问题
What's the best/most cannonical way of passing in a constant integer value to a function that expects a pointer?
For example, the write function
write (int filedes, const void *buffer, size_t size);
Let's say I just want to write a single byte (a 1), I would think this:
write (fd, 1, 1);
but I obviously get the warning
warning: passing argument 2 of 'write' makes pointer from integer without a cast
I know I can do
int i = 1;
write (fd, &i, 1);
but is that necessary? What's the most correct way of doing this without the need of declaring/initializing a new variable?
回答1:
In C89/90 you can't generally do it without declaring a new variable. The thing about pointers in C is that they always point to lvalues. Lvalue is something that has a location in memory. So, in order to supply the proper argument to your function, you need something that has a location in memory. That normally requires a definition, i.e. an object, a variable. Constants in C are not lvalues, so you can't use a constant there. Things that lie somewhat in between constants and variables are literals. C89/90 has only one kind of literal: string literal. String literals are lvalues, but not variables. So, you can use a string literal as the second argument of write.
In C99 the notion of literal was extended beyond string literals. In C99 you can also use compound literals for that purpose, which also happen to be lvalues. In your example you can call your function as
write(fd, (char[]) { 1 }, 1)
But this feature is only available in C99.
回答2:
For the specific case you cite, you can do this:
write(fd, "\001", 1);
But, more generally, you must do that about which you are complaining. You must declare an object before taking its address:
SomeType i;
SomeFUnction(&i);
回答3:
Yes, that's necessary. There's no other way to do this in C that is equally clear, since you can't take the address of/get a pointer to a temporary.

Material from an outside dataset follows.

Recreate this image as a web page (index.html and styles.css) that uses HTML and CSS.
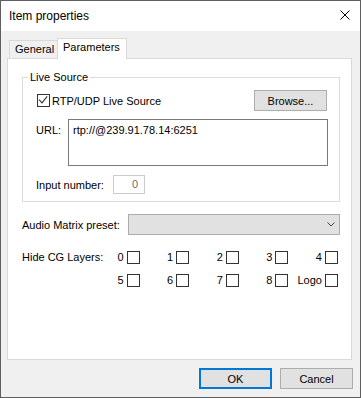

(And, as @rob already said, you should take the address of a char. Your example is non-portable.)
EDIT: See @AndreyT's answer and set your compiler to C99 mode.
回答4:
An integer isn't a pointer. If you pass it a one, it will dereference virtual address 1 and die. You must make that variable and pass its address.
回答5:
Write requires an address as is second parameter - live with it.
回答6:
You can use drprintf() which prints to a file descriptor. It is similar to fprintf() which prints to a FILE *.
int dprintf(int fd, const char *format, ...);
See man 3 dprintf for details.
The functions dprintf() and vdprintf() (as found in the glibc2 library) are exact analogs of fprintf(3) and vfprintf(3), except that they output to a file descriptor fd instead of to a stdio stream.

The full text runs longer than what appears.